Power Potential and Political Will
Whether the United States remains at the top of the global hierarchy and Russia a key player—and by extension whether U.S.-Russian relations will matter in the global context—will be determined in large part by the relative power potential and political will of both countries.
With regard to Russia, the questions concern more power potential than political will, about which there should be little doubt. Being a great power lies at the core of Russian identity. Throughout history, Russia has been willing to endure great deprivation and exert extraordinary effort to catch up to the leading powers of the day and assert its prerogatives in world politics, witness Peter the Great’s forced Europeanization of Russia at the beginning of the 18th century, Alexander II’s Great Reforms after the humiliation of the Crimean War in the middle of the nineteenth century, and Stalin’s forced industrialization in the 1930s as war approached in Europe and East Asia.
But the effort was only needed because every time Russia caught up, it soon found itself lagging behind again. Such is the case today, as Russia competes with the world’s leading powers. In nominal terms, Russia’s economy is one-twelfth the size of the United States’ and one-eight the size of China’s (In purchasing power parity terms, the figures are one-fifth and one-sixth, respectively).
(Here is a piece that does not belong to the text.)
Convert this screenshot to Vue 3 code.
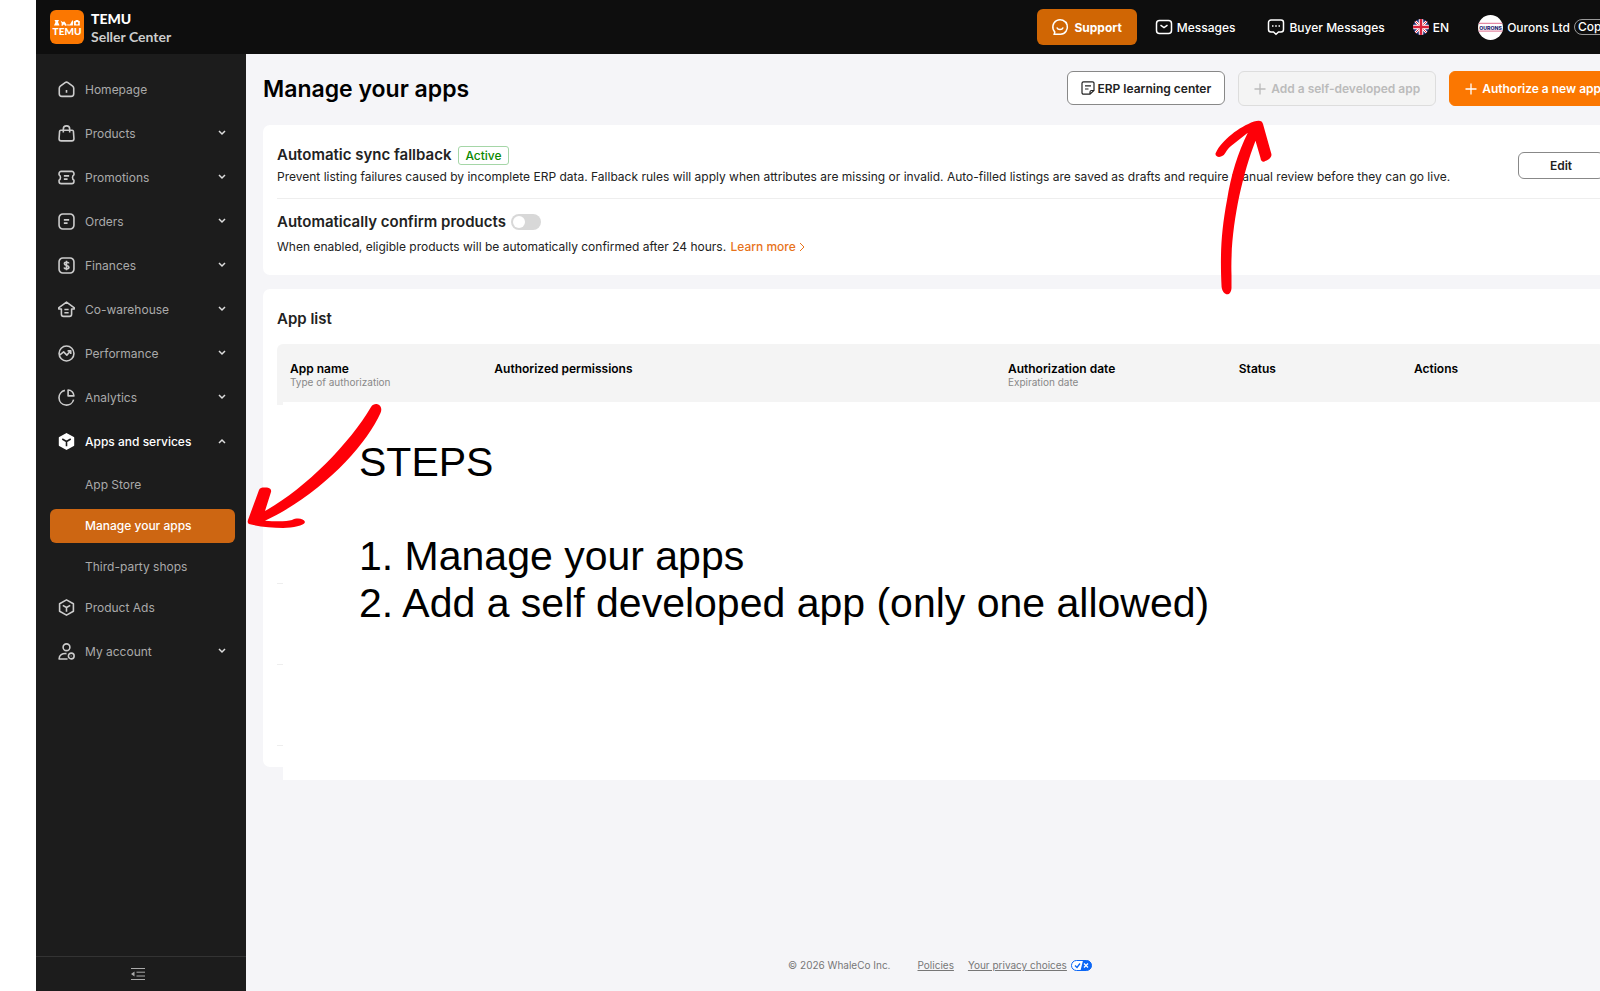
<template>
  <div class="viewport">
    <div class="shell">
      <header class="topbar">
        <a class="brand" href="#">
          <svg class="brand-logo" viewBox="0 0 34 34" aria-hidden="true">
            <rect width="34" height="34" rx="6" fill="#fb7701" />
            <g fill="#fff">
              <path d="M4.500 10h4.500l-1 2 1.500 3.500h-5.500L5.500 12z" />
              <path d="M10.500 10.500l2 1.500 2-.5 2 3v1.200h-1.500l-1-1.500-1.500 1.500h-1l.2-2.500z" />
              <path d="M17 14.500h3l2.500-4.500.8 2-.5 3.500h-5.500z" />
              <path fill-rule="evenodd" d="M25 11l1-1h2l1 1h.8v4.500h-5.800V11zM27 12a1.300 1.300 0 1 0 0 2.600 1.300 1.300 0 0 0 0-2.600z" />
            </g>
            <text class="logo-text" x="17" y="25" text-anchor="middle">TEMU</text>
          </svg>
          <span class="brand-name">
            <strong>TEMU</strong>
            <span>Seller Center</span>
          </span>
        </a>

        <div class="topbar-actions">
          <button class="support" type="button">
            <svg class="icon-top" viewBox="0 0 18 18">
              <path d="M3.200 16.200l.6-2.200A7.300 7.300 0 1 1 9.500 16.300z" />
              <path d="M5.800 9.500c1.200 2.800 5.200 2.800 6.400 0" />
            </svg>
            Support
          </button>
          <a class="top-link messages" href="#">
            <svg class="icon-top" viewBox="0 0 18 18">
              <rect x="1.500" y="2.500" width="15" height="13" rx="3" />
              <path d="M5.500 7.200L9 9.600l3.500-2.400" />
            </svg>
            Messages
          </a>
          <a class="top-link buyer" href="#">
            <svg class="icon-top" viewBox="0 0 18 18">
              <path d="M4 2h10a2.500 2.500 0 0 1 2.500 2.500v7A2.500 2.500 0 0 1 14 14h-2.500L9 16.200 6.500 14H4a2.500 2.500 0 0 1-2.500-2.500v-7A2.500 2.500 0 0 1 4 2z" />
              <path d="M5 8h1.500M8.200 8h1.600M11.500 8H13" />
            </svg>
            Buyer Messages
          </a>
          <button class="top-link language" type="button">
            <svg class="flag" viewBox="0 0 16 16">
              <defs>
                <clipPath id="flag-clip"><circle cx="8" cy="8" r="8" /></clipPath>
              </defs>
              <g clip-path="url(#flag-clip)">
                <rect width="16" height="16" fill="#1f2f7a" />
                <path d="M0 0l16 16M16 0L0 16" stroke="#fff" stroke-width="2.500" />
                <path d="M0 0l16 16M16 0L0 16" stroke="#d8203a" stroke-width="1" />
                <path d="M8 0v16M0 8h16" stroke="#fff" stroke-width="4.500" />
                <path d="M8 0v16M0 8h16" stroke="#d8203a" stroke-width="2.500" />
              </g>
            </svg>
            EN
          </button>
          <div class="account">
            <svg class="avatar" viewBox="0 0 24 24">
              <defs>
                <clipPath id="avatar-clip"><circle cx="12" cy="12" r="12" /></clipPath>
              </defs>
              <g clip-path="url(#avatar-clip)">
                <rect width="24" height="24" fill="#fff" />
                <path d="M0 8h24M0 15.500h24" stroke="#e58aa5" stroke-width="1.200" />
                <text class="avatar-text" x="12" y="14" text-anchor="middle">OURONS</text>
              </g>
            </svg>
            <span>Ourons Ltd</span>
            <button class="copy" type="button">Cop</button>
          </div>
        </div>
      </header>

      <div class="body">
        <aside class="sidebar">
          <nav class="nav">
            <template v-for="item in menu" :key="item.label">
              <a class="nav-item" :class="{ 'nav-item--open': item.children }" href="#">
                <svg class="nav-icon" viewBox="0 0 16 16">
                  <path v-if="item.solid" class="solid" :d="item.solid" />
                  <path :class="{ cut: item.solid }" :d="item.icon" />
                </svg>
                <span class="nav-label">{{ item.label }}</span>
                <svg v-if="item.arrow" class="chevron" viewBox="0 0 8 8">
                  <path :d="item.arrow === 'up' ? 'M1 6l3-3 3 3' : 'M1 2l3 3 3-3'" />
                </svg>
              </a>
              <div v-if="item.children" class="subnav">
                <a
                  v-for="child in item.children"
                  :key="child"
                  class="subnav-item"
                  :class="{ 'subnav-item--active': child === current }"
                  href="#"
                >{{ child }}</a>
              </div>
            </template>
          </nav>
          <button class="collapse" type="button" aria-label="Collapse menu">
            <svg viewBox="0 0 14 14">
              <path d="M0 1.500h14M5.500 5.200H14M5.500 9H14M0 12.500h14" />
              <path class="solid" d="M0 7l3.500-2.500v5z" />
            </svg>
          </button>
        </aside>

        <main class="main">
          <div class="page-head">
            <h1>Manage your apps</h1>
            <div class="page-actions">
              <button class="btn btn--erp" type="button">
                <svg class="icon-doc" viewBox="0 0 14 14">
                  <path d="M9 13.200H2.500A1.500 1.500 0 0 1 1 11.700V2.300A1.500 1.500 0 0 1 2.500.8h9A1.500 1.500 0 0 1 13 2.300V9.500zM9 13.200V11a1.500 1.500 0 0 1 1.500-1.500H13M4 4.800h6M4 8h3.500" />
                </svg>
                ERP learning center
              </button>
              <button class="btn btn--disabled" type="button" disabled>
                <svg class="icon-plus" viewBox="0 0 12 12"><path d="M6 .5v11M.5 6h11" /></svg>
                Add a self-developed app
              </button>
              <button class="btn btn--primary" type="button">
                <svg class="icon-plus" viewBox="0 0 12 12"><path d="M6 .5v11M.5 6h11" /></svg>
                Authorize a new app
              </button>
            </div>
          </div>

          <section class="card settings">
            <div class="setting">
              <div>
                <h2>Automatic sync fallback <span class="tag">Active</span></h2>
                <p>Prevent listing failures caused by incomplete ERP data. Fallback rules will apply when attributes are missing or invalid. Auto-filled listings are saved as drafts and require manual review before they can go live.</p>
              </div>
              <button class="btn btn--edit" type="button">Edit</button>
            </div>
            <div class="setting setting--confirm">
              <div>
                <h2>
                  <label for="auto-confirm">Automatically confirm products</label>
                  <input id="auto-confirm" v-model="autoConfirm" class="switch" type="checkbox" />
                </h2>
                <p>
                  When enabled, eligible products will be automatically confirmed after 24 hours.
                  <a class="learn" href="#">Learn more<svg viewBox="0 0 6 10"><path d="M1 1l4 4-4 4" /></svg></a>
                </p>
              </div>
            </div>
          </section>

          <section class="card list">
            <h2>App list</h2>
            <table class="apps">
              <thead>
                <tr>
                  <th v-for="col in columns" :key="col.title" :style="{ width: col.width }">
                    {{ col.title }}
                    <small v-if="col.sub">{{ col.sub }}</small>
                  </th>
                </tr>
              </thead>
              <tbody>
                <tr class="row--tall"><td colspan="5"></td></tr>
                <tr><td colspan="5"></td></tr>
                <tr><td colspan="5"></td></tr>
              </tbody>
            </table>
            <div class="steps">
              <p class="steps-title">STEPS</p>
              <p>1. Manage your apps</p>
              <p>2. Add a self developed app (only one allowed)</p>
            </div>
          </section>

          <footer class="footer">
            <span>© 2026 WhaleCo Inc.</span>
            <a href="#">Policies</a>
            <span class="privacy">
              <a href="#">Your privacy choices</a>
              <svg viewBox="0 0 21 11">
                <rect x=".5" y=".5" width="20" height="10" rx="5" fill="#fff" stroke="#0b66f5" />
                <path d="M12 .5h3.500a5 5 0 0 1 0 10H9.500z" fill="#0b66f5" />
                <path d="M4 5.500l2 2 3-4" fill="none" stroke="#0b66f5" stroke-width="1.300" />
                <path d="M13 3.500l4 4M17 3.500l-4 4" stroke="#fff" stroke-width="1.300" />
              </svg>
            </span>
          </footer>
        </main>
      </div>

      <!-- hand-drawn pointers for the two steps -->
      <svg class="pointer pointer--menu" viewBox="246 402 138 128" aria-hidden="true">
        <path d="M371 407C375 401 384 405 380.500 413C366 446 320 495 265 520.700C276 521.500 287 521.500 292 520C297 517.500 304 518.500 305 522C304 526 293 527.500 283 528C272 528 258 526.500 249 524Q247 523 248 520L259 490C260 487 264 487.300 267 487.600Q272 488.500 271 492L265 511C305 489 350 443 371 407z" />
      </svg>
      <svg class="pointer pointer--add" viewBox="1214 118 60 180" aria-hidden="true">
        <path d="M1221.600 287C1220 256 1221 232 1227 200C1231 175 1238 152 1247.800 132.700L1231 146C1225 151 1226 155 1221 156.500C1218 158 1214 155.500 1216 152.500C1222 140 1239 127 1254 121.500Q1262 119 1263 124L1271.400 154C1272 158 1268 160 1264 161.700Q1261 162 1260.500 158L1255.500 140.700C1241 178 1230 231 1231.500 275V288C1231 297 1223 296 1221.600 287z" />
      </svg>
    </div>
  </div>
</template>

<script setup>
import { ref } from 'vue'

const current = ref('Manage your apps')
const autoConfirm = ref(false)

const box = 'M8 .8l6.500 3.700v7L8 15.200l-6.500-3.700v-7z'
const frame = 'M4.500 1h7A3.500 3.500 0 0 1 15 4.500v7a3.500 3.500 0 0 1-3.500 3.500h-7A3.500 3.500 0 0 1 1 11.500v-7A3.500 3.500 0 0 1 4.500 1z'

const menu = [
  { label: 'Homepage', icon: 'M1.200 6.800c0-1 .4-1.500 1-2L6.700 1.500c.8-.6 1.800-.6 2.600 0l4.500 3.300c.6.500 1 1 1 2V12a2.500 2.500 0 0 1-2.500 2.500H3.700A2.500 2.500 0 0 1 1.200 12zM8 8.500v2.500' },
  { label: 'Products', arrow: 'down', icon: 'M2.500 5h11c.6 0 .9.300 1 .9l.5 7c0 1.300-.7 2-2 2H3c-1.300 0-2-.7-2-2l.5-7c.1-.6.4-.9 1-.9zM5 7V3.800a3 3 0 0 1 6 0V7' },
  { label: 'Promotions', arrow: 'down', icon: 'M3 2.200h10a2 2 0 0 1 2 2v1.300c-1.800 1-1.800 4 0 5v1.300a2 2 0 0 1-2 2H3a2 2 0 0 1-2-2v-1.300c1.800-1 1.800-4 0-5V4.200a2 2 0 0 1 2-2zM5.500 6.500h5M5.500 9.500h3.500' },
  { label: 'Orders', arrow: 'down', icon: frame + 'M5.500 6.500h5M5.500 9.500h3.500' },
  { label: 'Finances', arrow: 'down', icon: frame + 'M10.300 6C10 4.700 6 4.300 6 6.300S10.300 7.700 10.300 9.700 6 11.500 5.700 9.900M8 3.500v9' },
  { label: 'Co-warehouse', arrow: 'down', icon: 'M3.200 7.500H.8L.6 6.500 8 1l7.400 5.500-.2 1h-2.400v5a2 2 0 0 1-2 2H5.200a2 2 0 0 1-2-2zM6 8h4M6 11h4' },
  { label: 'Performance', arrow: 'down', icon: 'M8 1a7 7 0 1 0 0 14A7 7 0 0 0 8 1zM1.500 9.500l3.800-3 3 3 3.500-3.800M9 5.500h3v3' },
  { label: 'Analytics', arrow: 'down', icon: 'M6.500 1.300A7 7 0 1 0 14.700 10M9.500 1v5.500H15C15 3.500 12.500 1 9.500 1z' },
  {
    label: 'Apps and services',
    arrow: 'up',
    solid: box,
    icon: 'M4 5.700l4 2.300 4-2.300M8 8v4.500',
    children: ['App Store', 'Manage your apps', 'Third-party shops']
  },
  { label: 'Product Ads', icon: box + 'M4.500 6L8 8l3.500-2M8 8v4' },
  { label: 'My account', arrow: 'down', icon: 'M8 .8a3.200 3.200 0 1 0 0 6.400A3.200 3.200 0 0 0 8 .8zM8 10C4 9.500 1 11.500 1 15h8M12.500 9.500a2.700 2.700 0 1 0 0 5.400 2.700 2.700 0 0 0 0-5.400zM12.500 12v.5' }
]

const columns = [
  { title: 'App name', sub: 'Type of authorization', width: '15.4%' },
  { title: 'Authorized permissions', width: '38.7%' },
  { title: 'Authorization date', sub: 'Expiration date', width: '17.4%' },
  { title: 'Status', width: '13.2%' },
  { title: 'Actions', width: '15.3%' }
]
</script>

<style>
body {
  margin: 0;
  background: #fff;
}
</style>

<style scoped>
* {
  box-sizing: border-box;
}

h1,
h2,
p {
  margin: 0;
}

button {
  font: inherit;
  color: inherit;
  border: none;
  background: none;
  padding: 0;
  cursor: pointer;
}

a {
  color: inherit;
  text-decoration: none;
}

svg {
  flex: none;
  fill: none;
}

/* the console is a little wider than the window and is cut at the right */
.viewport {
  padding-left: 36px;
  overflow: hidden;
  font-family: Inter, "Liberation Sans", sans-serif;
  font-size: 12px;
  color: #222;
}

.shell {
  position: relative;
  display: flex;
  flex-direction: column;
  min-height: 100vh;
  margin-right: -34px;
}

.topbar {
  display: flex;
  align-items: center;
  justify-content: space-between;
  height: 54px;
  padding: 0 24px 0 14px;
  background: #0e0e0e;
  color: #fff;
}

.brand {
  display: flex;
  align-items: center;
  gap: 7px;
}

.brand-logo {
  width: 34px;
  height: 34px;
}

.logo-text {
  font: 900 10px Lato, sans-serif;
  fill: #fff;
}

.brand-name {
  display: flex;
  flex-direction: column;
  padding-top: 2px;
  font-family: Lato, sans-serif;
  font-size: 14px;
  font-weight: 700;
  line-height: 18px;
  color: #ccc;
}

.brand-name strong {
  color: #fff;
}

.topbar-actions,
.top-link,
.account {
  display: flex;
  align-items: center;
}

.topbar-actions {
  font-weight: 500;
}

.top-link {
  gap: 4px;
}

.support {
  display: flex;
  align-items: center;
  gap: 5px;
  height: 36px;
  padding: 0 15px 0 14px;
  border-radius: 6px;
  background: #d06604;
  font-weight: 700;
}

.icon-top {
  width: 18px;
  height: 18px;
  stroke: currentColor;
  stroke-width: 1.5;
}

.messages {
  margin-left: 18px;
}

.buyer {
  margin-left: 32px;
}

.language {
  margin-left: 28px;
}

.flag {
  width: 16px;
  height: 16px;
}

.account {
  gap: 4px;
  margin-left: 29px;
}

.avatar {
  width: 25px;
  height: 25px;
}

.avatar-text {
  font: 800 5px Inter, sans-serif;
  fill: #1f2370;
}

.copy {
  width: 36px;
  height: 16px;
  padding: 0 3px;
  border: 1px solid #999;
  border-radius: 8px;
  line-height: 14px;
  text-align: left;
}

.body {
  flex: 1;
  display: flex;
}

.sidebar {
  flex: none;
  display: flex;
  flex-direction: column;
  width: 210px;
  background: #1c1c1c;
  color: #aaa;
}

.nav {
  flex: 1;
  padding: 13px 11px 0 14px;
}

.nav-item {
  display: flex;
  align-items: center;
  height: 44px;
  padding: 0 9px 0 8px;
}

.nav-item--open {
  color: #fff;
  font-weight: 500;
}

.nav-icon {
  width: 17px;
  height: 17px;
  margin-right: 10px;
  color: #ccc;
  stroke: currentColor;
  stroke-width: 1.5;
  stroke-linejoin: round;
}

.nav-item--open .nav-icon {
  color: #fff;
}

.solid {
  fill: currentColor;
}

.cut {
  stroke: #1c1c1c;
}

.nav-label {
  flex: 1;
}

.chevron {
  width: 8px;
  height: 8px;
  stroke: #ddd;
  stroke-width: 1.5;
}

.subnav {
  display: grid;
  gap: 7px;
  padding: 5px 0 1px;
}

.subnav-item {
  height: 34px;
  padding-left: 35px;
  border-radius: 6px;
  line-height: 34px;
}

.subnav-item--active {
  background: #cd6612;
  color: #fff;
  font-weight: 500;
}

.collapse {
  display: flex;
  align-items: center;
  justify-content: center;
  height: 35px;
  padding-right: 6px;
  border-top: 1px solid #333;
}

.collapse svg {
  width: 14px;
  height: 14px;
  stroke: currentColor;
}

.collapse .solid {
  stroke: none;
}

.main {
  flex: 1;
  display: flex;
  flex-direction: column;
  min-width: 0;
  padding: 0 17px;
  background: #f5f5f8;
}

.page-head {
  display: flex;
  align-items: center;
  justify-content: space-between;
  height: 71px;
  padding-bottom: 2px;
}

h1 {
  font-size: 23px;
  font-weight: 600;
  line-height: 28px;
  color: #000;
}

.page-actions {
  display: flex;
  align-items: flex-start;
  gap: 13px;
}

.btn {
  display: flex;
  align-items: center;
  justify-content: center;
  gap: 5px;
  height: 35px;
  padding: 0 15px;
  border: 1px solid #888;
  border-radius: 6px;
  background: #fff;
  font-weight: 600;
  white-space: nowrap;
}

.btn--erp {
  gap: 2px;
  height: 34px;
  padding: 0 13px;
}

.btn--disabled {
  border-color: #ddd;
  background: #f4f4f4;
  color: #bbb;
  cursor: not-allowed;
}

.btn--primary {
  border-color: #fb7701;
  background: #fb7701;
  color: #fff;
}

.btn--edit {
  flex: none;
  width: 86px;
  height: 27px;
}

.icon-doc {
  width: 14px;
  height: 14px;
  stroke: currentColor;
  stroke-width: 1.2;
}

.icon-plus {
  width: 12px;
  height: 12px;
  stroke: currentColor;
  stroke-width: 1.3;
}

.card {
  padding: 0 13px 0 14px;
  border-radius: 7px;
  background: #fff;
}

.settings {
  height: 150px;
}

.setting {
  display: flex;
  align-items: center;
  justify-content: space-between;
  height: 74px;
  padding-top: 8px;
  border-bottom: 1px solid #eee;
}

h2 {
  display: flex;
  align-items: center;
  gap: 7px;
  font-size: 15px;
  font-weight: 600;
  line-height: 20px;
}

.setting p {
  margin-top: 3px;
  line-height: 18px;
  white-space: nowrap;
}

.setting--confirm {
  align-items: flex-start;
  padding-top: 13px;
  border-bottom: none;
}

.setting--confirm h2 {
  gap: 5px;
}

.setting--confirm p {
  margin-top: 6px;
}

.tag {
  padding: 0 6px;
  border: 1px solid #a5d6a7;
  border-radius: 3px;
  color: #0a8800;
  font-size: 12px;
  font-weight: 500;
  line-height: 17px;
}

.switch {
  appearance: none;
  display: flex;
  align-items: center;
  width: 30px;
  height: 16px;
  margin: 0;
  padding: 0 2px;
  border-radius: 8px;
  background: #d8d8d8;
}

.switch::before {
  content: "";
  width: 12px;
  height: 12px;
  border-radius: 50%;
  background: #fff;
}

.switch:checked {
  justify-content: flex-end;
  background: #fb7701;
}

.learn {
  margin-left: 1px;
  color: #e8731a;
  font-weight: 500;
}

.learn svg {
  width: 6px;
  height: 10px;
  margin-left: 3px;
  stroke: currentColor;
  vertical-align: -1px;
}

.list {
  position: relative;
  height: 478px;
  margin-top: 14px;
  padding-top: 20px;
}

.apps {
  width: 100%;
  margin-top: 15px;
  border-collapse: separate;
  border-spacing: 0;
  table-layout: fixed;
}

th {
  height: 61px;
  padding: 17px 13px 0;
  background: #f4f4f4;
  color: #000;
  font-weight: 600;
  line-height: 15px;
  text-align: left;
  vertical-align: top;
}

th:first-child {
  border-top-left-radius: 6px;
}

th:last-child {
  border-top-right-radius: 6px;
}

th small {
  display: block;
  color: #888;
  font-size: 10px;
  font-weight: 400;
  line-height: 13px;
}

td {
  height: 81px;
  padding: 0;
  border-bottom: 1px solid #eee;
}

.row--tall td {
  height: 179px;
}

.steps {
  position: absolute;
  top: 113px;
  left: 20px;
  right: 0;
  height: 378px;
  padding: 37px 0 0 76px;
  background: #fff;
  color: #000;
  font-family: "Liberation Sans", Arial, sans-serif;
  font-size: 41px;
  line-height: 47px;
}

.steps-title {
  margin-bottom: 47px;
}

.footer {
  display: flex;
  align-items: center;
  justify-content: center;
  gap: 27px;
  margin-top: auto;
  padding: 18px 0;
  color: #777;
  font-size: 10px;
  line-height: 15px;
}

.footer a {
  text-decoration: underline;
}

.privacy {
  display: flex;
  align-items: center;
  gap: 4px;
  margin-left: -13px;
}

.privacy svg {
  width: 21px;
  height: 11px;
}

.pointer {
  position: absolute;
  fill: #fe0008;
  pointer-events: none;
}

.pointer--menu {
  top: 402px;
  left: 210px;
  width: 138px;
  height: 128px;
}

.pointer--add {
  top: 118px;
  right: 360px;
  width: 60px;
  height: 180px;
}
</style>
At the same time, Russia is being outpaced by India, while it remains far behind Japan and major Europe states even if it is closing the gap. Perhaps more important, Russia is lagging in R&D, which will prove critical to economic competitiveness as new technology drives productive capabilities. The challenge is only likely to grow: even official Russian projections foresee economic stagnation for the next decade, absent major structural reform.